The reason for that is basic. Across the college, every semester, thousands of grades are issued. I have to assume that they're right, unless proved otherwise. I'm not shocked to hear that some professors are harder graders than others, or that some do things in ways that I personally wouldn't. In an appeal, I'm not looking for whether s/he did it my way. I'm looking for a sign of malpractice so egregious that it's worth intervening in the professional judgment of faculty. That bar gets cleared once in a great while, but most of the time, it's not close.
The faculty perception that I battle is the idea that no grade should be changed, ever, without the consent of the professor.

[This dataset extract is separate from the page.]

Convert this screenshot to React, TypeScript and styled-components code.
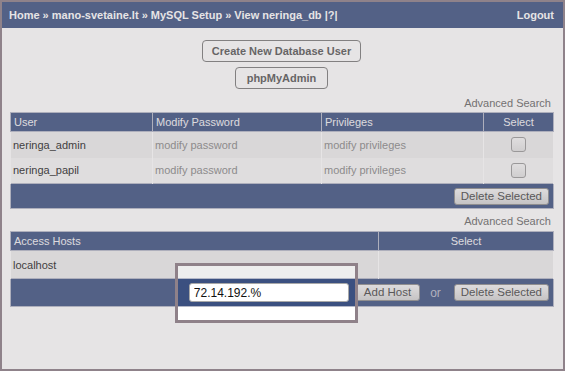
import React from 'react'
import styled, { createGlobalStyle } from 'styled-components'

const GlobalStyle = createGlobalStyle`
  html, body {
    margin: 0;
    padding: 0;
    background: #ffffff;
  }
  body {
    font-family: "Liberation Sans", Arial, sans-serif;
  }
`

const BLUE = '#3b5080'

const Frame = styled.div`
  position: relative;
  width: 565px;
  height: 371px;
  box-sizing: border-box;
  border: 2px solid #8f828a;
  background: #ffffff;
  overflow: hidden;
`

const TopBar = styled.div`
  height: 26px;
  background: ${BLUE};
  display: flex;
  align-items: center;
  justify-content: space-between;
  padding: 0 9px 0 7px;
  color: #ffffff;
  font-size: 11px;
  font-weight: bold;
`

const Content = styled.div`
  padding: 12px 10px 0 8px;
`

const ButtonStack = styled.div`
  display: flex;
  flex-direction: column;
  align-items: center;
  gap: 5px;
`

const PlainButton = styled.button<{ $pad: number }>`
  height: 22px;
  padding: 0 ${p => p.$pad}px;
  border: 1px solid #7a7a7a;
  border-radius: 4px;
  background: transparent;
  color: #555555;
  font-family: "Liberation Sans", Arial, sans-serif;
  font-size: 11px;
  font-weight: bold;
`

const AdvancedSearch = styled.div<{ $top: number; $bottom: number }>`
  margin-top: ${p => p.$top}px;
  margin-bottom: ${p => p.$bottom}px;
  text-align: right;
  font-size: 11px;
  line-height: 14px;
  color: #666666;
  padding-right: 2px;
`

const Table = styled.table`
  width: 543px;
  table-layout: fixed;
  border-collapse: collapse;
  font-size: 11px;
`

const HeadCell = styled.th<{ $center?: boolean }>`
  height: 18px;
  padding: 0 3px;
  background: ${BLUE};
  border: 1px solid #b4b8c8;
  color: #f2f2f6;
  font-weight: normal;
  text-align: ${p => (p.$center ? 'center' : 'left')};
`

const Row = styled.tr<{ $alt?: boolean; $height: number }>`
  height: ${p => p.$height}px;
  background: ${p => (p.$alt ? '#f6f6f6' : '#eeeeee')};
`

const Cell = styled.td<{ $muted?: boolean; $center?: boolean }>`
  padding: 0 3px 0 2px;
  border-left: 1px solid #ffffff;
  border-right: 1px solid #ffffff;
  color: ${p => (p.$muted ? '#888888' : '#222222')};
  text-align: ${p => (p.$center ? 'center' : 'left')};
  vertical-align: middle;
`

const FootCell = styled.td<{ $height: number }>`
  height: ${p => p.$height}px;
  padding: 0 4px 0 0;
  background: ${BLUE};
  border: 1px solid #b4b8c8;
`

const FootBar = styled.div`
  display: flex;
  align-items: center;
  justify-content: flex-end;
`

const GrayButton = styled.button<{ $gap?: number; $pad?: number }>`
  height: 17px;
  margin-left: ${p => p.$gap ?? 0}px;
  padding: 0 ${p => p.$pad ?? 6}px;
  border: 1px solid #8c8c8c;
  border-radius: 3px;
  background: linear-gradient(#f4f4f4, #d4d4d4);
  color: #444444;
  font-family: "Liberation Sans", Arial, sans-serif;
  font-size: 11.5px;
  line-height: 15px;
`

const Check = styled.input.attrs({ type: 'checkbox' })`
  appearance: none;
  display: block;
  margin: 0 auto;
  width: 15px;
  height: 15px;
  box-sizing: border-box;
  border: 1px solid #9a9a9a;
  border-radius: 3px;
  background: linear-gradient(#f6f6f6, #e2e2e2);
`

const HostInput = styled.input`
  width: 160px;
  height: 19px;
  box-sizing: border-box;
  padding: 0 4px;
  border: 1px solid #a8a8a8;
  border-radius: 3px;
  background: #ffffff;
  color: #111111;
  font-family: "Liberation Sans", Arial, sans-serif;
  font-size: 12px;
  outline: none;
`

const OrText = styled.span`
  margin: 0 13px 0 10px;
  color: #b8bccb;
  font-size: 12px;
`

const Spotlight = styled.div`
  position: absolute;
  left: 173px;
  top: 261px;
  width: 183px;
  height: 60px;
  box-sizing: border-box;
  border: 3px solid #8f8189;
  box-shadow: 0 0 0 1200px rgba(156, 147, 151, 0.25);
  pointer-events: none;
`

const users = ['neringa_admin', 'neringa_papil']

export default function App() {
  return (
    <Frame>
      <GlobalStyle />
      <TopBar>
        <span>Home » mano-svetaine.lt » MySQL Setup » View neringa_db |?|</span>
        <span>Logout</span>
      </TopBar>
      <Content>
        <ButtonStack>
          <PlainButton $pad={9}>Create New Database User</PlainButton>
          <PlainButton $pad={11}>phpMyAdmin</PlainButton>
        </ButtonStack>

        <AdvancedSearch $top={7} $bottom={2}>Advanced Search</AdvancedSearch>
        <Table>
          <colgroup>
            <col style={{ width: 142 }} />
            <col style={{ width: 169 }} />
            <col style={{ width: 162 }} />
            <col style={{ width: 70 }} />
          </colgroup>
          <thead>
            <tr>
              <HeadCell>User</HeadCell>
              <HeadCell>Modify Password</HeadCell>
              <HeadCell>Privileges</HeadCell>
              <HeadCell $center>Select</HeadCell>
            </tr>
          </thead>
          <tbody>
            {users.map((u, i) => (
              <Row key={u} $alt={i === 1} $height={26}>
                <Cell>{u}</Cell>
                <Cell $muted>modify password</Cell>
                <Cell $muted>modify privileges</Cell>
                <Cell $center>
                  <Check />
                </Cell>
              </Row>
            ))}
            <tr>
              <FootCell colSpan={4} $height={24}>
                <FootBar>
                  <GrayButton>Delete Selected</GrayButton>
                </FootBar>
              </FootCell>
            </tr>
          </tbody>
        </Table>

        <AdvancedSearch $top={5} $bottom={3}>Advanced Search</AdvancedSearch>
        <Table>
          <colgroup>
            <col style={{ width: 368 }} />
            <col style={{ width: 175 }} />
          </colgroup>
          <thead>
            <tr>
              <HeadCell>Access Hosts</HeadCell>
              <HeadCell $center>Select</HeadCell>
            </tr>
          </thead>
          <tbody>
            <Row $height={28}>
              <Cell>localhost</Cell>
              <Cell />
            </Row>
            <tr>
              <FootCell colSpan={2} $height={27}>
                <FootBar>
                  <HostInput defaultValue="72.14.192.%" />
                  <GrayButton $gap={6} $pad={8}>Add Host</GrayButton>
                  <OrText>or</OrText>
                  <GrayButton>Delete Selected</GrayButton>
                </FootBar>
              </FootCell>
            </tr>
          </tbody>
        </Table>
      </Content>
      <Spotlight />
    </Frame>
  )
}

Imagine this standard applied to any other kind of appeal. No defendant shall held accountable without his consent. It's self-evidently absurd. By the principle that nobody should be a judge in his own case, I find unethical the idea that the most that an appeal can lead to is 'reconsideration.' Otherwise, I could find that a given professor graded out of personal pique, then refer the grade back to that same professor for reconsideration. What do you think would happen?
No. For an appeal to mean something, it has to be enforceable. Enforcement should be rare, and reserved for exceptional cases, but the possibility has to exist. Otherwise, 'appeal' is just another word for 'run-around.' From the perspective of a wronged student, the idea that the best you could hope for would be a repeat of the initial injury is insulting at best. I can't imagine that holding up in court. I'd have no problem with remanding it to a committee of other faculty with the subject-matter competence -- that would get around the 'administrative power-grab' objection -- but to remand it to the very professor whose judgment has already been found compromised violates common sense and basic fairness.
Appeals aren't do-overs, and they aren't polite requests to take another look. They should be narrowly argued, sparsely applied, and enforceable. Administrators who go overboard are accountable to higher administrators and to the Trustees, so there's a check. That's not perfect, but the alternatives are either chaos or petty tyranny. In the absence of a better alternative, rare-but-enforceable strikes me as the best we can do.